>> Start

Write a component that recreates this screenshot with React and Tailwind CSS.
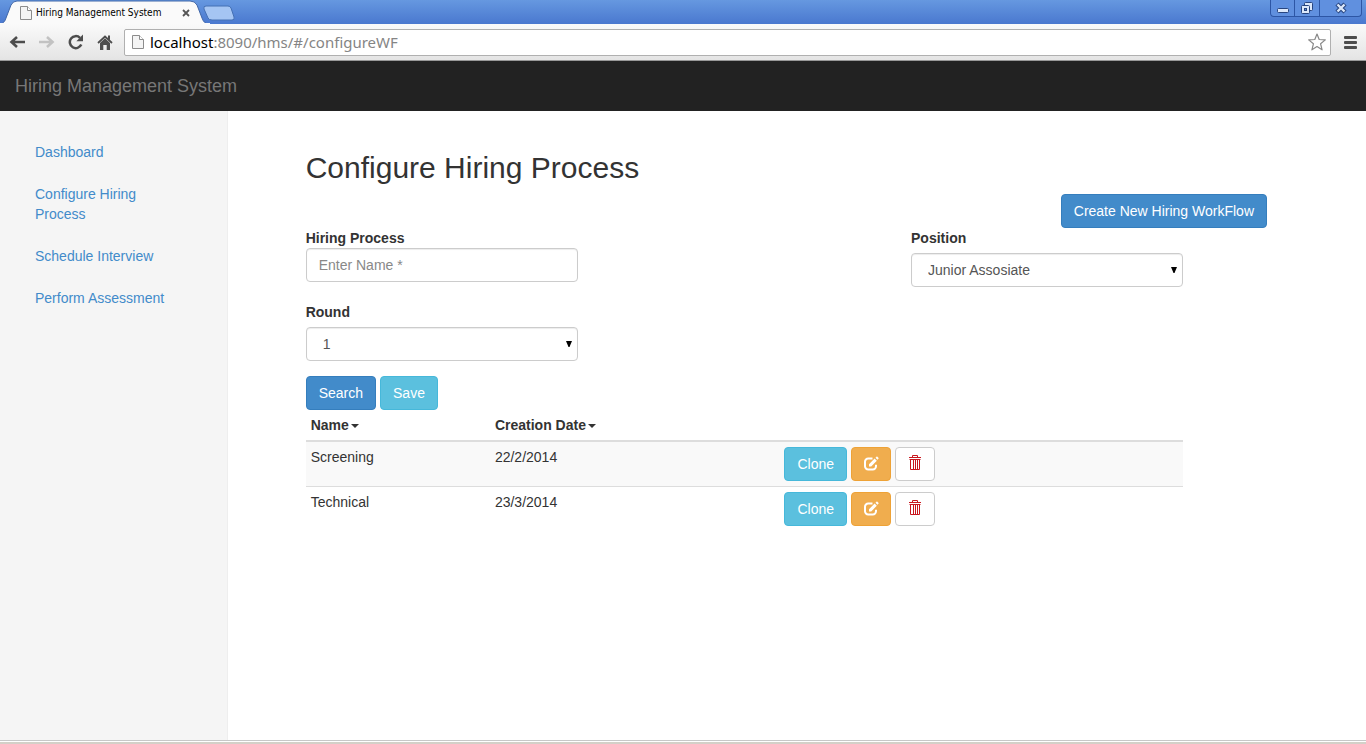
import React from "react";

const rows = [
  { name: "Screening", date: "22/2/2014" },
  { name: "Technical", date: "23/3/2014" },
];

const links = ["Dashboard", "Configure Hiring Process", "Schedule Interview", "Perform Assessment"];

function PageIcon({ className }) {
  return (
    <svg className={className} viewBox="0 0 12 14" fill="#f4f4f4" stroke="#8c8c8c" aria-hidden="true">
      <path d="M.5 .5h7l4 4v9H.5z" />
      <path d="M7.5 .5v4h4" fill="#fff" />
    </svg>
  );
}

function EditIcon() {
  return (
    <svg className="h-4 w-4" viewBox="0 0 16 16" aria-hidden="true">
      <path d="M9.500 2.500H5.200A3.200 3.200 0 0 0 2 5.700v4.600A3.200 3.200 0 0 0 5.200 13.500h4.600A3.200 3.200 0 0 0 13 10.300V8.800" fill="none" stroke="#fff" strokeWidth="2" />
      <path d="M6 10.500V8.200L11.600 2.600l2.200 2.200L8.200 10.500zM12.500 1.800l1-1c.3-.3.6-.3.900 0l1 1c.3.300.3.600 0 .9l-1 1z" fill="#fff" />
    </svg>
  );
}

function TrashIcon() {
  return (
    <svg className="-mt-0.5 h-4 w-3" viewBox="0 0 12 16" fill="none" stroke="#c9171e" aria-hidden="true">
      <path d="M0 2.500h12M3.500 2V.5h5V2M1.500 5v9.500h9V5M4.500 5v9M6.500 5v9M8.500 5v9" />
      <path d="M.5 4.500h11" />
    </svg>
  );
}

function Caret() {
  return (
    <svg className="ml-0.5 inline-block h-1 w-2 align-middle" viewBox="0 0 8 4" aria-hidden="true">
      <path d="M0 0h8L4 4z" fill="#333" />
    </svg>
  );
}

function Field({ id, label, children }) {
  return (
    <div className="flex w-[31%] flex-col">
      <label htmlFor={id} className="self-start font-bold">{label}</label>
      {children}
    </div>
  );
}

function Dropdown({ id, options }) {
  return (
    <div className="relative mt-[5px]">
      <select id={id} className="block h-[34px] w-full appearance-none rounded border border-[#ccc] bg-white pr-6 pl-4 text-[#555] shadow-[inset_0_1px_1px_rgba(0,0,0,0.075)]">
        {options.map((option) => <option key={option}>{option}</option>)}
      </select>
      <svg className="pointer-events-none absolute top-3.5 right-1.5 h-1.5 w-1.5" viewBox="0 0 6 6" aria-hidden="true">
        <path d="M0 0h6L3.500 6h-1z" fill="#000" />
      </svg>
    </div>
  );
}

function Button({ tone, children, ...rest }) {
  const tones = {
    primary: "px-3 bg-[#428bca] border-[#357ebd] text-white",
    info: "px-3 bg-[#5bc0de] border-[#46b8da] text-white",
    warning: "w-10 bg-[#f0ad4e] border-[#eea236] text-white",
    plain: "w-10 bg-white border-[#ccc]",
  };
  return (
    <button type="button" className={"flex h-[34px] items-center justify-center rounded border " + tones[tone]} {...rest}>
      {children}
    </button>
  );
}

function TabStrip() {
  return (
    <div className="relative flex h-6 items-start justify-between bg-linear-to-b from-[#6698e0] to-[#4a78cf]">
      <svg className="absolute top-0 left-0 h-6 w-60" viewBox="0 0 240 24" aria-hidden="true">
        <path d="M0 24C4 23 5 21 6 18L11 5Q13 1 17 1H190Q195 1 197 5L202 18Q204 24 209 24z" fill="#fafafa" stroke="#3f66a8" strokeWidth="1" />
        <path d="M0 24h210" stroke="#fafafa" strokeWidth="2" />
        <path d="M206 6H228Q230 6 231 8L234 17Q235 20 232 20H212Q209 20 208 18L204 9Q203 6 206 6z" fill="#a5c5f3" stroke="#4470b4" />
      </svg>
      <div className="relative flex h-6 w-[194px] items-center pt-0.5 pl-5">
        <PageIcon className="h-3.5 w-3 shrink-0" />
        <span className="ml-1 flex-1 whitespace-nowrap font-['DejaVu_Sans_Condensed','DejaVu_Sans',sans-serif] text-[10px] text-black">Hiring Management System</span>
        <button type="button" aria-label="Close tab" className="flex h-4 w-4 items-center justify-center">
          <svg className="h-2 w-2" viewBox="0 0 8 8" stroke="#555" strokeWidth="1.800" aria-hidden="true"><path d="M1 1l6 6M7 1L1 7" /></svg>
        </button>
      </div>
      <div className="mr-1 flex h-[17px] rounded-b border border-t-0 border-[#2d56a5] bg-[#6090df]">
        <button type="button" aria-label="Minimize" className="flex w-6 items-center justify-center border-r border-[#2d56a5]">
          <svg className="h-3 w-3" viewBox="0 0 12 12" aria-hidden="true"><rect x=".5" y="6.500" width="11" height="4" rx="1" fill="#dce8fa" stroke="#28457f" /></svg>
        </button>
        <button type="button" aria-label="Restore" className="flex w-[25px] items-center justify-center border-r border-[#2d56a5]">
          <svg className="h-3 w-3" viewBox="0 0 12 12" fill="#dce8fa" stroke="#28457f" aria-hidden="true">
            <rect x="3.500" y=".5" width="8" height="8" rx="1" /><rect x=".5" y="3.500" width="8" height="8" rx="1" /><rect x="3.500" y="6.500" width="2" height="2" fill="#6090df" />
          </svg>
        </button>
        <button type="button" aria-label="Close window" className="flex w-[41px] items-center justify-center">
          <svg className="h-3 w-3" viewBox="0 0 12 12" aria-hidden="true">
            <path d="M2 2l8 8M10 2l-8 8" stroke="#28457f" strokeWidth="4.500" /><path d="M2.500 2.500l7 7M9.500 2.500l-7 7" stroke="#dce8fa" strokeWidth="2.400" />
          </svg>
        </button>
      </div>
    </div>
  );
}

function Toolbar() {
  return (
    <div className="flex h-[37px] items-center border-b border-[#999] bg-linear-to-b from-[#fafafa] to-[#e4e4e4] pr-[7px] pl-[9px]">
      <button type="button" aria-label="Back" className="w-4">
        <svg className="h-4 w-4" viewBox="0 0 16 16" fill="none" stroke="#4d4d4d" strokeWidth="2.600" aria-hidden="true"><path d="M2 8h14M8 3L2.500 8l5.500 5" /></svg>
      </button>
      <button type="button" aria-label="Forward" className="ml-3.5 w-4">
        <svg className="h-4 w-4" viewBox="0 0 16 16" fill="none" stroke="#c2c2c2" strokeWidth="2.600" aria-hidden="true"><path d="M0 8h14M8 3l5.500 5L8 13" /></svg>
      </button>
      <button type="button" aria-label="Reload" className="ml-[13px] w-4">
        <svg className="h-4 w-4" viewBox="0 0 16 16" aria-hidden="true">
          <path d="M13.300 10.600A6 6 0 1 1 12 3.800" fill="none" stroke="#4d4d4d" strokeWidth="2.500" /><path d="M15 .6v6.600H8.400z" fill="#4d4d4d" />
        </svg>
      </button>
      <button type="button" aria-label="Home" className="ml-[13px] w-4">
        <svg className="h-4 w-4" viewBox="0 0 16 16" aria-hidden="true">
          <path d="M8 4.300l5 4.700V16H9.700v-5H6.300v5H3V9z" fill="#4d4d4d" /><path d="M1 9L8 2.500 15 9" fill="none" stroke="#4d4d4d" strokeWidth="1.800" /><path d="M11 1.500h2v5l-2-2z" fill="#4d4d4d" />
        </svg>
      </button>
      <div className="ml-[11px] flex h-[27px] flex-1 items-center rounded-xs border border-[#b0b0b0] bg-white pr-1 pl-[7px]">
        <PageIcon className="h-4 w-3 shrink-0" />
        <div className="ml-1.5 flex-1 font-['Noto_Sans',sans-serif] text-[15px] leading-6 text-[#858585]"><span className="text-black">localhost</span>:8090/hms/#/configureWF</div>
        <button type="button" aria-label="Bookmark this page">
          <svg className="h-[18px] w-[18px]" viewBox="0 0 18 18" fill="#fff" stroke="#888" strokeWidth="1.200" strokeLinejoin="round" aria-hidden="true"><path d="M9 1l2.200 5.500 6.100.4-4.700 3.900 1.500 6L9 13.500l-5.100 3.300 1.500-6L.7 6.900l6.100-.4z" /></svg>
        </button>
      </div>
      <button type="button" aria-label="Menu" className="ml-3 w-4">
        <svg className="h-4 w-4" viewBox="0 0 16 16" fill="#4d4d4d" aria-hidden="true"><rect x="1" y="2" width="13" height="3" rx="1" /><rect x="1" y="7" width="13" height="3" rx="1" /><rect x="1" y="12" width="13" height="3" rx="1" /></svg>
      </button>
    </div>
  );
}

export default function App() {
  return (
    <div className="flex min-h-screen flex-col bg-white font-['Liberation_Sans',Arial,sans-serif] text-sm leading-5 text-[#333]">
      <TabStrip />
      <Toolbar />
      <header className="flex h-[50px] items-center bg-[#222] px-[15px]">
        <a href="#/" className="text-lg leading-5 text-[#777]">Hiring Management System</a>
      </header>
      <div className="flex flex-1">
        <nav className="w-1/6 border-r border-[#eee] bg-[#f5f5f5] px-5 pt-[21px]">
          <ul>
            {links.map((link) => (
              <li key={link} className="mb-0.5">
                <a href="#/configureWF" className="block py-2.5 pr-10 pl-[15px] text-[#428bca]">{link}</a>
              </li>
            ))}
          </ul>
        </nav>
        <main className="flex-1 pt-10 pr-[99px] pl-[78px]">
          <h1 className="text-3xl leading-[33px]">Configure Hiring Process</h1>
          <div className="mt-2.5 flex justify-end">
            <Button tone="primary">Create New Hiring WorkFlow</Button>
          </div>
          <div className="mr-[84px]">
            <form>
              <div className="flex justify-between">
                <Field id="process" label="Hiring Process">
                  <input id="process" type="text" placeholder="Enter Name *" className="h-[34px] w-full rounded border border-[#ccc] px-3 shadow-[inset_0_1px_1px_rgba(0,0,0,0.075)] placeholder:text-[#888]" />
                </Field>
                <Field id="position" label="Position">
                  <Dropdown id="position" options={["Junior Assosiate", "Senior Assosiate"]} />
                </Field>
              </div>
              <div className="mt-[15px]">
                <Field id="round" label="Round">
                  <Dropdown id="round" options={["1", "2", "3"]} />
                </Field>
              </div>
              <div className="mt-[15px] flex gap-1">
                <Button tone="primary">Search</Button>
                <Button tone="info">Save</Button>
              </div>
            </form>
            <table className="w-full table-fixed border-collapse text-left">
              <thead>
                <tr className="border-b-2 border-[#ddd]">
                  <th className="w-[21%] p-[5px]">Name<Caret /></th>
                  <th className="w-[33%] p-[5px]">Creation Date<Caret /></th>
                  <th className="p-[5px]" aria-label="Actions" />
                </tr>
              </thead>
              <tbody>
                {rows.map((row) => (
                  <tr key={row.name} className="border-[#ddd] align-top odd:bg-[#f9f9f9] even:border-t">
                    <td className="p-[5px]">{row.name}</td>
                    <td className="p-[5px]">{row.date}</td>
                    <td className="p-[5px]">
                      <div className="flex gap-1">
                        <Button tone="info">Clone</Button>
                        <Button tone="warning" aria-label="Edit"><EditIcon /></Button>
                        <Button tone="plain" aria-label="Delete"><TrashIcon /></Button>
                      </div>
                    </td>
                  </tr>
                ))}
              </tbody>
            </table>
          </div>
        </main>
      </div>
      <footer className="h-1 border-t border-b-2 border-t-[#c8c8c8] border-b-[#d4d0c8]" />
    </div>
  );
}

>> End

**WHAT IS BEING ASKED**.
Gather and return every line that holds the string "React".

**FULL OUTPUT**.
Write a component that recreates this screenshot with React and Tailwind CSS.
import React from "react";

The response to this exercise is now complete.